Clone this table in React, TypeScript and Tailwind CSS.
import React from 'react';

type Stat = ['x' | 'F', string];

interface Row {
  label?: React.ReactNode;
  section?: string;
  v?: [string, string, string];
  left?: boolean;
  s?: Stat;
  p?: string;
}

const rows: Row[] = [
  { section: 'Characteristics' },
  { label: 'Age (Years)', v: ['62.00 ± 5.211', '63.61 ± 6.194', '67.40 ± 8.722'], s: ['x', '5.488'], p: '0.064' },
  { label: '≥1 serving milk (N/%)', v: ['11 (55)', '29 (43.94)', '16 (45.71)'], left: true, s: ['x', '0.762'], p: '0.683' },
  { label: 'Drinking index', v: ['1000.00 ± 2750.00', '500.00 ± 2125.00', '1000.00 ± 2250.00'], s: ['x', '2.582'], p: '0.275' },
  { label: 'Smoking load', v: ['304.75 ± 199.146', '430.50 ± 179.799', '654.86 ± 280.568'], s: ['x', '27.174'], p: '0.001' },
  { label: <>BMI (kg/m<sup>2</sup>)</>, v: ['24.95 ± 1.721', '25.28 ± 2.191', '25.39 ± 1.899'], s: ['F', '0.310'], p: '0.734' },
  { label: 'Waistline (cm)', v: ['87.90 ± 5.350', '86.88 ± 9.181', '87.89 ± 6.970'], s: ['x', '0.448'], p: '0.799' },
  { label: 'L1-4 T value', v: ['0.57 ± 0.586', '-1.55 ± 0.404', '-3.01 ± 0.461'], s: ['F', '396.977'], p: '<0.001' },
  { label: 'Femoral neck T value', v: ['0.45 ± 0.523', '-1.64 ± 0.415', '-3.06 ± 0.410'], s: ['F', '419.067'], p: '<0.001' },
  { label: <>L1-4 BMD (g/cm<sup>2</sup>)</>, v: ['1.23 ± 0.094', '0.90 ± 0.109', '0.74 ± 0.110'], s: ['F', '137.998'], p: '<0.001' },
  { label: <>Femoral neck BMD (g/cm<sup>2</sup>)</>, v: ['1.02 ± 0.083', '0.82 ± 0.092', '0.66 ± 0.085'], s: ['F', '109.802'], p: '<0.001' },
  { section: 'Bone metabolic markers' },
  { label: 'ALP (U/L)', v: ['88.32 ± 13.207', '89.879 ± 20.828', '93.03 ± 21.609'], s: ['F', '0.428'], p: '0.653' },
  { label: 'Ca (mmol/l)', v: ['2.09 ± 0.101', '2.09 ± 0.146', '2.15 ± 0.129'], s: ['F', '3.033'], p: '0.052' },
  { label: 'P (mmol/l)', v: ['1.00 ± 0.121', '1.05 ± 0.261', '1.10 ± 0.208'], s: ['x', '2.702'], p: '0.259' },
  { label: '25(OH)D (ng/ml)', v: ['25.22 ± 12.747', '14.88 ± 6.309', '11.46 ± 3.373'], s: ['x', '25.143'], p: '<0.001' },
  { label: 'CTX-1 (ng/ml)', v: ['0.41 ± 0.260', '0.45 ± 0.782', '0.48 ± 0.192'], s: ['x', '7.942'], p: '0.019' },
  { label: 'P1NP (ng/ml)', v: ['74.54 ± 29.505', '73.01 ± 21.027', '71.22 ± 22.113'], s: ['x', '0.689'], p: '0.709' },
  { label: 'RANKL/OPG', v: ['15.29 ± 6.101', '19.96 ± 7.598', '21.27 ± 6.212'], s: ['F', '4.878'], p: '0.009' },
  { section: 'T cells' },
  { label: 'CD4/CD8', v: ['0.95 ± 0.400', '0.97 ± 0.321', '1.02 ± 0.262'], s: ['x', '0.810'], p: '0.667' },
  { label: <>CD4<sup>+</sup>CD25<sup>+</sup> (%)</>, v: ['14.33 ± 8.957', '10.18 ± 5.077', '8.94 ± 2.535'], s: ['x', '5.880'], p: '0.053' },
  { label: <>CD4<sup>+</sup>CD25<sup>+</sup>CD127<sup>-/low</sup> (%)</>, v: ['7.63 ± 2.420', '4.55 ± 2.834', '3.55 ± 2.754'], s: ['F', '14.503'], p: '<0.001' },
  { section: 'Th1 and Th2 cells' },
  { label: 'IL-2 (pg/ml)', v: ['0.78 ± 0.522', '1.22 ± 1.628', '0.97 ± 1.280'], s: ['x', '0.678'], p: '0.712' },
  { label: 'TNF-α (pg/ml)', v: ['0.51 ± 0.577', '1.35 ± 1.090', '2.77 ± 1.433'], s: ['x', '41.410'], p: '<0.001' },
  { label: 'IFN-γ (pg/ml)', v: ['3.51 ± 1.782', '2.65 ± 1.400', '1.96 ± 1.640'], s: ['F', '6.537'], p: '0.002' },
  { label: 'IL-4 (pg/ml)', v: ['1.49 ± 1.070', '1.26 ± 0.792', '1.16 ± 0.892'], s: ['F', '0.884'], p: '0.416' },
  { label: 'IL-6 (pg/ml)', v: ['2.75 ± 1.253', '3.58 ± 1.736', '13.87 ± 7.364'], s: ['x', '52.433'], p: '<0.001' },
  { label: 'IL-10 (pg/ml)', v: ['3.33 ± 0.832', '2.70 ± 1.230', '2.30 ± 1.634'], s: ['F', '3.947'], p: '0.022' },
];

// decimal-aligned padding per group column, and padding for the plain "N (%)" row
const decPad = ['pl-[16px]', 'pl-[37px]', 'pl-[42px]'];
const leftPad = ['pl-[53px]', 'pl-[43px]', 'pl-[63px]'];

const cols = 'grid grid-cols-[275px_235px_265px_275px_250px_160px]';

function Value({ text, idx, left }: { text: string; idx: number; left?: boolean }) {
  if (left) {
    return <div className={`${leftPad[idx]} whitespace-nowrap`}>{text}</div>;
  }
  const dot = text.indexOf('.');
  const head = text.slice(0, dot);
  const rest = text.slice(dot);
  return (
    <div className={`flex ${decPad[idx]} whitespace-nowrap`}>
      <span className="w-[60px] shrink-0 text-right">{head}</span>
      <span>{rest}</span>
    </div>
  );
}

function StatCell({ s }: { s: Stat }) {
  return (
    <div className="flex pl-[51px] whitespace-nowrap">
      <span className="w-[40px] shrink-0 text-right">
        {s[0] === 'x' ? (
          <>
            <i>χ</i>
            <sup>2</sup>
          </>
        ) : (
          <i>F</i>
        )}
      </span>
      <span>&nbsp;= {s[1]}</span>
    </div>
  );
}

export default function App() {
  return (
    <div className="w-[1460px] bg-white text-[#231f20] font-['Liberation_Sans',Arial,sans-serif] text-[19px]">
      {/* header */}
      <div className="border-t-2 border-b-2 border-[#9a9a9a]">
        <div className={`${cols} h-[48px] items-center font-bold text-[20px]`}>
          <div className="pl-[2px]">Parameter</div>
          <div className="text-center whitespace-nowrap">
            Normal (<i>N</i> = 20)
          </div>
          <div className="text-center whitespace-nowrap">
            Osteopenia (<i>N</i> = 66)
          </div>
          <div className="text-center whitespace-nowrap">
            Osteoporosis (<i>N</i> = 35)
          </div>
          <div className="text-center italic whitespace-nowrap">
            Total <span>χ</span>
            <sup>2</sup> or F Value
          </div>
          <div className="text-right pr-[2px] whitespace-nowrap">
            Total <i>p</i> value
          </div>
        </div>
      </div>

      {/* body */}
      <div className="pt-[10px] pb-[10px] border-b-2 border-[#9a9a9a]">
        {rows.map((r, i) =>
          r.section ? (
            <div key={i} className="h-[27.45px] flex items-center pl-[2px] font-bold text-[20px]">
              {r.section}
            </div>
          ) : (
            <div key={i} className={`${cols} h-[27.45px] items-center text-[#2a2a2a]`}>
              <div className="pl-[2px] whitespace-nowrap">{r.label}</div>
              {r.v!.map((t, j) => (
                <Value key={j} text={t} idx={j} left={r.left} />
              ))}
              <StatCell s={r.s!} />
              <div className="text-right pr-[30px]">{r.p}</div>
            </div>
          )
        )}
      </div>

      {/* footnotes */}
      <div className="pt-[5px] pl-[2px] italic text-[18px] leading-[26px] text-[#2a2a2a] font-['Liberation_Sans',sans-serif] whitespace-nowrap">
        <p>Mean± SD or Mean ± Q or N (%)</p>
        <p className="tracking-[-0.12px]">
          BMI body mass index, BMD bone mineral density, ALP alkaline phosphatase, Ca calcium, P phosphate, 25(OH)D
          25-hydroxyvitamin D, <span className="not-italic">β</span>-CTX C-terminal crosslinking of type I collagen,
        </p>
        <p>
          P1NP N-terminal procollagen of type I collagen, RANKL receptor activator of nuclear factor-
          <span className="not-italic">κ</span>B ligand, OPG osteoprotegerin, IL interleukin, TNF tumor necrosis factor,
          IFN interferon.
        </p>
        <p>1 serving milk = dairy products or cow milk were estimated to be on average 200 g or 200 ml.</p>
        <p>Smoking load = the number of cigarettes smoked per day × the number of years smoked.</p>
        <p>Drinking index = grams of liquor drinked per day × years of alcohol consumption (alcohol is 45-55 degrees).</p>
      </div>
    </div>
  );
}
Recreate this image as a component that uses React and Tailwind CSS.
▬▬▬▬▬▬
--- The request ---
Look through the entries above and report each line where the string "Tailwind" occurs.

--- Result for this task ---
Clone this table in React, TypeScript and Tailwind CSS.
Recreate this image as a component that uses React and Tailwind CSS.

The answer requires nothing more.